Announcement

**NobodyXu** · 07 April 2022, 10:44 AM

Originally posted by coder View Post

Well, Intel seems to think so. That's why Sapphire Rapids is getting AMX (8192-bit matrix extensions).

It can definitely make running ML models more efficient on CPU.

While it is true that GPU is used for training, inference tasks can also be computed by CPU, which is much cheaper than renting cloud machines with GPUs.

Originally posted by coder View Post

Meanwhile, AMD is spending its die area on lots more cores.

IMHO, having more cores are more important than having special instructions for accelerating certain workflows, since most ML models deployed in the production are quite large and complex, and are data hungry, so multi core is going to help more than the special instructions.

It will be even better if we can have both.

Originally posted by coder View Post

I think most cloud users with AI workloads are already moving to special-purpose accelerators that can be scaled up far beyond the number of CPUs in a system.

For tech giants and big companies/banks, they have definitely moved to special-purpose accelerators.

But not everybody has enough financial resource for that, special accelerators are still quite expensive, so I believe there are still a lot of cases where the inference is run on CPU.

**coder** · 07 April 2022, 10:53 AM

Originally posted by paulpach View Post

they actually have hundreds of physical registers. Each one of them can feed the execution units. The routing of data between hundreds of registers to the execution units is a huge power drain.

VLIW has the same problem. So much so, in fact, that I was seeing papers in the late 1990's about how interconnect was going to become the new scaling bottleneck and people were already talking about moving beyond VLIW to Transport-Triggered Architectures.

Originally posted by paulpach View Post

Rather the instruction scheduling is done by the compiler. They have an order of magnitude fewer physical registers.

Not from what I've read. IA64, which is getting on towards 25 years old, had 128 64-bit registers. And I've programmed a classical VLIW CPU from the late 1990's that had 64.

I've seen stats on the number of shadow registers in x86 CPUs, but they're being elusive. However, it's safe to say the shadow register file is smaller than the instruction reorder window, which puts it in the range of a few hundred (i.e. same order of magnitude as VLIW).
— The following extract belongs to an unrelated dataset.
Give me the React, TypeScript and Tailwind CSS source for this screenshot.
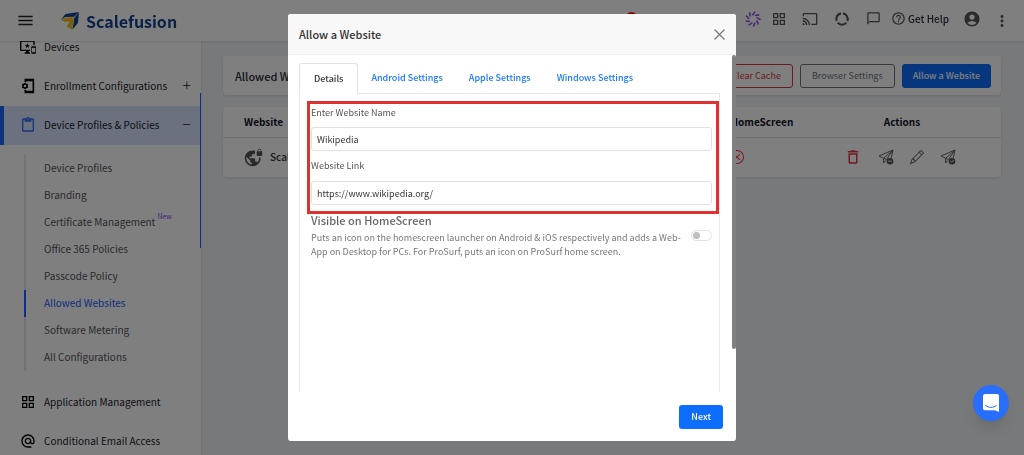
import { useState } from 'react'
import { BsPencil, BsXCircle } from 'react-icons/bs'
import {
  MdAccountCircle,
  MdAlternateEmail,
  MdCast,
  MdChatBubbleOutline,
  MdContentPaste,
  MdDeleteOutline,
  MdHelpOutline,
  MdMenu,
  MdMoreVert,
  MdOutlineGridView,
  MdOutlineImportantDevices,
  MdVpnLock,
} from 'react-icons/md'

const subItems = [
  { label: 'Device Profiles' },
  { label: 'Branding' },
  { label: 'Certificate Management', isNew: true },
  { label: 'Office 365 Policies' },
  { label: 'Passcode Policy' },
  { label: 'Allowed Websites', active: true },
  { label: 'Software Metering' },
  { label: 'All Configurations' },
]

const tabs = ['Details', 'Android Settings', 'Apple Settings', 'Windows Settings']

function Logo() {
  return (
    <a href="#" className="flex items-center gap-[7px] text-[#12408f]">
      <svg viewBox="0 0 17 17" className="size-[18px]" aria-hidden="true">
        <path d="M0 7.4 4.2 1.8 17 0 12.4 4.6 4 4.8Z" fill="#12408f" />
        <path d="M17 0 16 10.4 10.8 16.6 12.6 5.6Z" fill="#12408f" />
        <path d="M0 7.8 4 5.4 12.4 5 9.4 9.2 4.2 9.2Z" fill="#f5bd1f" />
        <path d="M12.4 5.4 10.6 16.8 5.4 13.6 8 9.4Z" fill="#f5bd1f" />
      </svg>
      <span className="text-[16px] leading-6 font-bold">Scalefusion</span>
    </a>
  )
}

function EnrollIcon() {
  return (
    <svg viewBox="0 0 24 24" className="size-4" fill="none" stroke="currentColor" aria-hidden="true">
      <path d="M8 6V2.5h12v19H8V18" strokeWidth="2.4" />
      <path d="M8 3.5h12M8 20.5h12" strokeWidth="3" />
      <circle cx="7.5" cy="12" r="3" strokeWidth="2.4" />
      <path d="M7.5 7v2M7.5 15v2M3.2 9.5l1.7 1M10.1 13.5l1.7 1M3.2 14.5l1.7-1M10.1 10.5l1.7-1" strokeWidth="2" />
    </svg>
  )
}

function SparkIcon() {
  return (
    <svg viewBox="0 0 24 24" className="size-4" fill="none" stroke="#8a50ea" strokeWidth="2.4" strokeLinecap="round" aria-hidden="true">
      {[0, 40, 80, 120, 160, 200, 240, 280, 320].map((a) => (
        <path key={a} d="M11.5 5.5 14.5 1.8" transform={`rotate(${a} 12 12)`} />
      ))}
    </svg>
  )
}

function UsageIcon() {
  return (
    <svg viewBox="0 0 24 24" className="size-4" fill="none" stroke="currentColor" strokeWidth="3.2" aria-hidden="true">
      {[0, 120, 240].map((a) => (
        <path key={a} d="M13.5 3.6A8.5 8.5 0 0 1 20 15" transform={`rotate(${a} 12 12)`} />
      ))}
    </svg>
  )
}

function SendIcon({ badge }: { badge: string }) {
  return (
    <svg viewBox="0 0 16 16" className="size-4" fill="none" stroke="currentColor" strokeLinejoin="round" aria-hidden="true">
      <path d="M8.4 10.5 5.6 9.3 5.6 14 7.8 11.4M5.6 9.3 1 7 15 1 13.2 9M15 1 5.6 9.3M15 1 8.4 10.5" strokeWidth="0.9" />
      <circle cx="12" cy="12.2" r="3.3" fill="currentColor" stroke="none" />
      <path d={badge} stroke="#fff" strokeWidth="1" />
    </svg>
  )
}

function TopBar() {
  return (
    <header className="fixed inset-x-0 top-0 z-10 flex h-[41px] items-center bg-white pr-[13px] pl-4 text-[#555] shadow">
      <button type="button" aria-label="Menu" className="mr-[26px] text-[#222]">
        <MdMenu size={19} />
      </button>
      <Logo />
      <div className="ml-auto flex items-center pb-1">
        <span className="mr-[107px] size-[13px] rounded-full bg-[#ff1a1a]" />
        <button type="button" aria-label="Assistant"><SparkIcon /></button>
        <button type="button" aria-label="Apps" className="ml-2.5"><MdOutlineGridView size={16} /></button>
        <button type="button" aria-label="Cast" className="ml-[15px]"><MdCast size={16} /></button>
        <button type="button" aria-label="Usage" className="ml-4"><UsageIcon /></button>
        <button type="button" aria-label="Messages" className="ml-4"><MdChatBubbleOutline size={15} /></button>
        <a href="#" className="ml-2.5 flex items-center gap-0.5 font-medium text-[#2a2a3a]">
          <MdHelpOutline size={15} className="text-[#555]" />
          Get Help
        </a>
        <button type="button" aria-label="Account" className="ml-3.5"><MdAccountCircle size={18} /></button>
        <button type="button" aria-label="More" className="ml-3 pt-1"><MdMoreVert size={18} /></button>
      </div>
    </header>
  )
}

function Sidebar() {
  const row = 'flex h-[39px] items-center gap-2 pr-[10px] pb-0.5 pl-5 text-[#1c1c2c]'
  const sign = 'ml-auto pb-1 text-[16px] font-light'
  return (
    <nav className="relative h-full w-[201px] shrink-0 overflow-hidden bg-white pt-7 shadow">
      <a href="#" className={row}>
        <MdOutlineImportantDevices size={16} className="text-black" />
        Devices
      </a>
      <a href="#" className={row}>
        <span className="text-black"><EnrollIcon /></span>
        Enrollment Configurations
        <span className={sign}>+</span>
      </a>
      <a href="#" className="flex h-[39px] items-center gap-2 border-l-4 border-[#1a66ff] bg-[#d6e2fd] pr-[10px] pb-0.5 pl-4 text-[#1c1c2c]">
        <MdContentPaste size={16} className="text-[#2f6cf6]" />
        Device Profiles &amp; Policies
        <span className={sign}>−</span>
      </a>
      <ul className="mt-2.5 mb-3 ml-6">
        {subItems.map((item) => (
          <li key={item.label} className={item.active ? 'border-l-2 border-[#2060ff] text-[#2060ff]' : 'border-l-2 border-[#e4e4e8] text-[#55555a]'}>
            <a href="#" className="flex h-[27px] items-center gap-0.5 pb-0.5 pl-[18px]">
              {item.label}
              {item.isNew && <sup className="pb-1 text-[7px] text-[#8b4df0]">New</sup>}
            </a>
          </li>
        ))}
      </ul>
      <a href="#" className={row}>
        <MdOutlineGridView size={16} className="text-black" />
        Application Management
      </a>
      <a href="#" className={row}>
        <MdAlternateEmail size={16} className="text-black" />
        Conditional Email Access
      </a>
      {/* scroll thumb */}
      <span className="absolute top-[93px] right-0 h-[155px] w-px bg-[#2060ff]" />
    </nav>
  )
}

function Websites() {
  return (
    <main className="flex-1 pt-14 pr-[23px] pl-[22px]">
      <section className="flex h-[39px] items-center gap-[7px] rounded-sm bg-white pr-[10px] pl-3 text-[9px] shadow-sm">
        <h1 className="mr-auto text-[11px] font-medium text-[#2a2a3a]">Allowed Websites</h1>
        <button type="button" className="h-6 rounded-[3px] border border-[#dc3545] px-[11px] text-[#dc3545]">Clear Cache</button>
        <button type="button" className="h-6 rounded-[3px] border border-[#6c757d] px-[11px] text-[#6c757d]">Browser Settings</button>
        <button type="button" className="h-6 rounded-[3px] bg-[#0d6efd] px-[11px] font-medium text-white">Allow a Website</button>
      </section>
      <table className="mt-3 w-full table-fixed rounded-sm bg-white shadow-sm">
        <thead>
          <tr className="h-[30px] border-b border-[#dfe1e5] text-[#14142a]">
            <th className="pl-[21px] text-left font-bold">Website</th>
            <th className="w-[132px] font-bold whitespace-nowrap">Visible on HomeScreen</th>
            <th className="w-[198px] font-bold">Actions</th>
          </tr>
        </thead>
        <tbody>
          <tr className="h-10">
            <td className="pl-[21px]">
              <span className="flex items-center gap-[7px] font-medium text-[#333]">
                <MdVpnLock size={19} className="text-[#555]" />
                Scalefusion
              </span>
            </td>
            <td>
              <BsXCircle size={14} className="mx-auto text-[#ff2233]" />
            </td>
            <td>
              <span className="flex items-center justify-center gap-4 pr-1 text-[#555]">
                <button type="button" aria-label="Delete" className="text-[#dc3545]"><MdDeleteOutline size={18} /></button>
                <button type="button" aria-label="Unpublish"><SendIcon badge="M10.2 12.2h3.6" /></button>
                <button type="button" aria-label="Edit"><BsPencil size={14} /></button>
                <button type="button" aria-label="Publish"><SendIcon badge="M10.5 12.2l1.1 1.1 2-2.2" /></button>
              </span>
            </td>
          </tr>
        </tbody>
      </table>
    </main>
  )
}

function WebsiteDialog() {
  const [tab, setTab] = useState('Details')
  const [name, setName] = useState('Wikipedia')
  const [link, setLink] = useState('https://www.wikipedia.org/')
  const [visible, setVisible] = useState(false)
  const field = 'block h-6 w-full rounded-[3px] border border-[#dee2e6] bg-white px-[5px] text-[#333] outline-none'

  return (
    <div className="fixed inset-0 z-20 flex justify-center bg-black/50 py-3.5 text-[9px]">
      <div role="dialog" aria-labelledby="dialog-title" className="relative flex h-full w-[448px] flex-col overflow-hidden rounded-[3px] bg-white">
        <div className="flex h-[41px] shrink-0 items-center justify-between border-b border-[#eee] bg-[#f8f8f8] px-[11px]">
          <h2 id="dialog-title" className="text-[11px] font-medium text-[#333]">Allow a Website</h2>
          <button type="button" aria-label="Close" className="text-[#777]">
            <svg viewBox="0 0 11 11" className="size-[11px]" stroke="currentColor" strokeWidth="1.2">
              <path d="M.5.5l10 10M10.5.5l-10 10" />
            </svg>
          </button>
        </div>
        <div className="flex min-h-0 flex-1 flex-col pt-2 pr-4 pl-[11px]">
          <div role="tablist" className="flex h-[31px] shrink-0">
            {tabs.map((t) => (
              <button
                key={t}
                type="button"
                role="tab"
                aria-selected={t === tab}
                onClick={() => setTab(t)}
                className={
                  t === tab
                    ? 'rounded-t-[3px] border border-b-0 border-[#dee2e6] px-3.5 font-medium text-[#333]'
                    : 'border-b border-[#e6e8eb] px-[13px] font-medium text-[#1a78ff]'
                }
              >
                {t}
              </button>
            ))}
            <span className="flex-1 border-b border-[#e6e8eb]" />
          </div>
          <div className="flex-1 border-x border-[#e6e8eb] pt-[7px] pl-[7px]">
            <div className="border-3 border-[#e03131] pr-1 pb-[6px] pl-px">
              <label htmlFor="site-name" className="block pt-px pb-[6px] leading-4 text-[#555]">Enter Website Name</label>
              <input id="site-name" value={name} onChange={(e) => setName(e.target.value)} className={field} />
              <label htmlFor="site-link" className="block py-[7px] leading-4 text-[#555]">Website Link</label>
              <input id="site-link" value={link} onChange={(e) => setLink(e.target.value)} className={field} />
            </div>
            <div className="flex items-start justify-between pr-[7px] pl-1">
              <div className="w-[374px]">
                <h3 id="visible-title" className="text-[11px] leading-3 font-medium text-[#666]">Visible on HomeScreen</h3>
                <p className="mt-[5px] leading-3.5 text-[#777]">
                  Puts an icon on the homescreen launcher on Android &amp; iOS respectively and adds a Web-App on Desktop for PCs. For ProSurf, puts an icon on ProSurf home screen.
                </p>
              </div>
              <input
                type="checkbox"
                role="switch"
                aria-labelledby="visible-title"
                checked={visible}
                onChange={(e) => setVisible(e.target.checked)}
                className="mt-4 flex h-[11px] w-[21px] appearance-none items-center rounded-full border border-[#dee2e6] px-px before:size-[7px] before:rounded-full before:bg-[#bfbfbf] checked:justify-end"
              />
            </div>
          </div>
        </div>
        <div className="flex h-[49px] shrink-0 items-center justify-end pr-[13px]">
          <button type="button" className="h-6 rounded-[3px] bg-[#0d6efd] px-3 font-medium text-white">Next</button>
        </div>
        {/* scroll thumb */}
        <span className="absolute top-[41px] right-0 h-[294px] w-1 rounded-sm bg-[#808080]" />
      </div>
    </div>
  )
}

export default function App() {
  return (
    <div className="h-screen overflow-hidden bg-[#f0f3f7] font-['Noto_Sans_CJK_SC','Noto_Sans',sans-serif] text-[10px] leading-4">
      <TopBar />
      <div className="flex h-full">
        <Sidebar />
        <Websites />
      </div>
      <WebsiteDialog />
      <button
        type="button"
        aria-label="Open chat"
        className="fixed right-[15px] bottom-[34px] z-30 flex size-9 items-center justify-center rounded-full bg-[#286efa] shadow-lg"
      >
        <svg viewBox="0 0 16 18" className="h-[18px] w-4" aria-hidden="true">
          <path d="M2 0h12a2 2 0 0 1 2 2v16l-4-1.8H2a2 2 0 0 1-2-2V2a2 2 0 0 1 2-2Z" fill="#fff" />
          <path d="M2.6 11.6c3 2.4 7.8 2.4 10.8 0" fill="none" stroke="#286efa" strokeLinecap="round" />
        </svg>
      </button>
    </div>
  )
}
Anyway, this is such a weird point. I don't see why you'd think compile-time scheduling needs drastically fewer registers than runtime OoO. Whether your scheduling is at compile-time or runtime, if you're scheduling roughly the same number of execution units you probably need comparable amounts of registers. The main difference being that you have to actually save/restore all your ISA registers - not so, for shadow registers.
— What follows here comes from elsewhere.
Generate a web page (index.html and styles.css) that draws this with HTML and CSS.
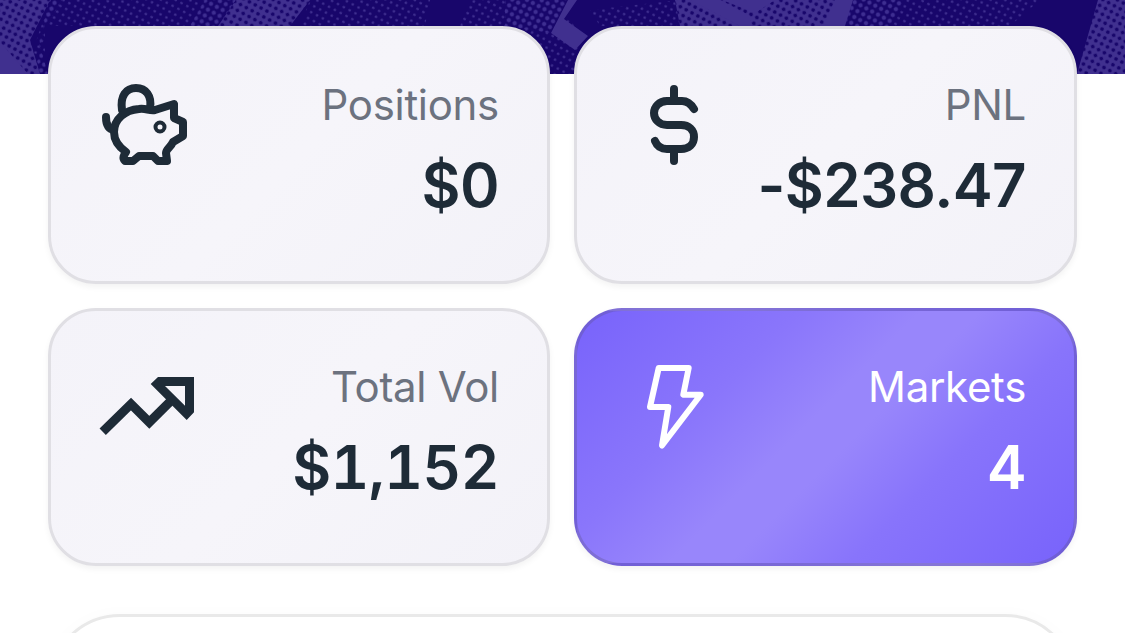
FILE: index.html
```html
<!DOCTYPE html>
<html lang="en">
  <head>
    <meta charset="UTF-8" />
    <title>Profile</title>
    <link rel="stylesheet" href="styles.css">
  </head>
  <body>
    <div class="page">
      <svg class="banner" viewBox="0 0 1125 74" aria-hidden="true">
        <defs>
          <pattern id="dots" width="6.6" height="6.6" patternUnits="userSpaceOnUse" patternTransform="rotate(28)">
            <circle cx="3.3" cy="3.3" r="1.25" fill="#423292" />
          </pattern>
          <pattern id="mid" width="6.6" height="6.6" patternUnits="userSpaceOnUse" patternTransform="rotate(28)">
            <circle cx="3.3" cy="3.3" r="2.1" fill="#3e2e91" />
          </pattern>
          <pattern id="holes" width="6.6" height="6.6" patternUnits="userSpaceOnUse" patternTransform="rotate(28)">
            <rect width="6.6" height="6.6" fill="#40308f" />
            <circle cx="3.3" cy="3.3" r="1.9" fill="#18066b" />
          </pattern>
        </defs>
        <rect width="1125" height="74" fill="#18066b" />
        <path d="M50 0H205L190 26H45V74H25ZM310 0H430L425 26H300ZM470 0H560L600 74H540L500 26H460ZM590 10L680 0L690 26H600ZM850 0H1040L1010 26H840Z" fill="url(#dots)" />
        <path d="M48 0H62L38 40L48 74H36ZM205 0H236L218 26H190ZM505 0H568L551 33L505 26ZM853 0H905L890 26H845Z" fill="url(#mid)" />
        <path d="M0 0H50L30 40L40 74H0ZM218 26L236 0H310L290 26ZM675 0H840L825 26H680ZM1098 0H1125V74H1077Z" fill="url(#holes)" />
        <path d="M0 42L28 74H0ZM568 0H577L564 19L588 36L575 50L551 33ZM690 0H720L750 16V26H740ZM722 0H775L755 13ZM835 0H853L845 26H823Z" fill="#40308f" />
      </svg>

      <div class="stats">
        <div class="card">
          <svg class="icon" viewBox="0 0 108 100">
            <path d="M23 42C21 28 27 20 37 20C47 20 53 28 51 40" />
            <path d="M7 49C7 56 9 61 15 62" />
            <path d="M15 64C15 51 26 42 40 41C47 40 50 43 56 42L75 36V50L84 54V68L74 74C72 79 67 81 67 85L68 93H59L54 88H40L34 93H26C23 90 25 87 27 84C20 79 15 73 15 64Z" />
            <circle class="eye" cx="61" cy="59" r="4.5" />
          </svg>
          <div class="info">
            <span class="label">Positions</span>
            <span class="value">$0</span>
          </div>
        </div>

        <div class="card">
          <svg class="icon" viewBox="0 0 108 100">
            <path d="M49 21V33M49 85V93M69 41C66 36 63 33 57 33H42C34 33 29 39 29 45S34 57 42 57H56C64 57 69 62 69 69S64 81 56 81H42C36 81 32 78 30 73" />
          </svg>
          <div class="info">
            <span class="label">PNL</span>
            <span class="value">-$238.47</span>
          </div>
        </div>

        <div class="card">
          <svg class="icon trend" viewBox="0 0 108 100">
            <path d="M3.7 81.7L32 54L50.3 72.3L71 51.7" />
            <path class="arrow" d="M51.7 34L59 27H95V62.3L87.7 70ZM66 36L86 55.7V36Z" />
          </svg>
          <div class="info">
            <span class="label">Total Vol</span>
            <span class="value wide">$1,152</span>
          </div>
        </div>

        <div class="card active">
          <svg class="icon bolt" viewBox="0 0 108 100">
            <path d="M33.7 18H63.7L58.3 44.7H75.7L37 95.5L43.3 57H25Z" />
          </svg>
          <div class="info">
            <span class="label">Markets</span>
            <span class="value">4</span>
          </div>
        </div>
      </div>

      <div class="panel"></div>
    </div>
  </body>
</html>
```
FILE: styles.css
```css
* {
  box-sizing: border-box;
}
body {
  margin: 0;
  background-color: #fff;
  font-family: Inter, "Liberation Sans", sans-serif;
  color: #1e2b37;
}
.page {
  position: relative;
  height: 633px;
  padding: 26px 48px 0;
  overflow: hidden;
}
/* the banner runs behind the top row of cards */
.banner {
  position: absolute;
  top: 0;
  left: 0;
  width: 1125px;
  height: 74px;
}
.stats {
  position: relative;
  display: grid;
  grid-template-columns: 502px 1fr;
  gap: 24px;
}
.card {
  display: flex;
  justify-content: space-between;
  height: 258px;
  padding: 45px 48px;
  border: 3px solid #e0dfe4;
  border-radius: 48px;
  background: linear-gradient(135deg, #f4f3f9, #f6f5fa 50%, #f3f2f8);
  box-shadow: 0 3px 6px rgba(0, 0, 0, 0.05);
}
.icon {
  width: 108px;
  height: 100px;
  margin-top: -6px;
  overflow: visible;
  fill: none;
  stroke: #1e2b37;
  stroke-width: 8;
  stroke-linecap: round;
  stroke-linejoin: round;
}
.eye {
  stroke-width: 4;
}
.trend {
  stroke-width: 9;
  stroke-linecap: butt;
  stroke-linejoin: miter;
}
.arrow {
  fill: #1e2b37;
  fill-rule: evenodd;
  stroke: none;
}
.bolt {
  stroke: #fff;
  stroke-width: 6;
}
.info {
  display: flex;
  flex-direction: column;
  align-items: flex-end;
}
.label {
  margin-top: 1px;
  font-size: 42px;
  line-height: 60px;
  letter-spacing: -0.3px;
  color: #6c727f;
}
.value {
  margin-top: 12px;
  font-size: 60px;
  font-weight: 600;
  line-height: 76px;
  letter-spacing: -0.6px;
  font-feature-settings: "calt" 0;
}
.wide {
  font-variant-numeric: tabular-nums;
}
.active {
  border-color: rgba(90, 80, 130, 0.3);
  background: linear-gradient(135deg, #7863fb, #8a76fb 30%, #9886fb 46%, #9886fb 54%, #8874fb 70%, #7863fb);
  color: #fff;
}
.active .label {
  color: #fff;
}
.panel {
  height: 200px;
  margin-top: 48px;
  border: 3px solid #e9e9e9;
  border-radius: 72px;
  box-shadow: 0 0 18px rgba(0, 0, 0, 0.02);
}
```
Originally posted by paulpach View Post

VLIW architectures, typically found in DSPs, are 100x more power-efficient than x86 and ARM,

That's a highly-suspect figure. I think a lot of it depends on data movement and things like using directly addressable on-die SRAM. I don't disagree that OoO burns a lot of energy, mind you. But it's nowhere near 100x.

Originally posted by paulpach View Post

Itanium failed because it stalled a lot in general-purpose code. If someone figures out how to avoid stalling in general-purpose code with a VLIW architecture, they would be sitting on a gold mine.

It's not true VLIW - it's EPIC, which has some amount of runtime scheduling. They actually could've implemented branch-prediction and limited OoO, but Intel had already lost interest by the second or 3rd generation.

**coder** · 07 April 2022, 11:02 AM

Originally posted by NobodyXu View Post

It can definitely make running ML models more efficient on CPU.

While it is true that GPU is used for training, inference tasks can also be computed by CPU, which is much cheaper than renting cloud machines with GPUs.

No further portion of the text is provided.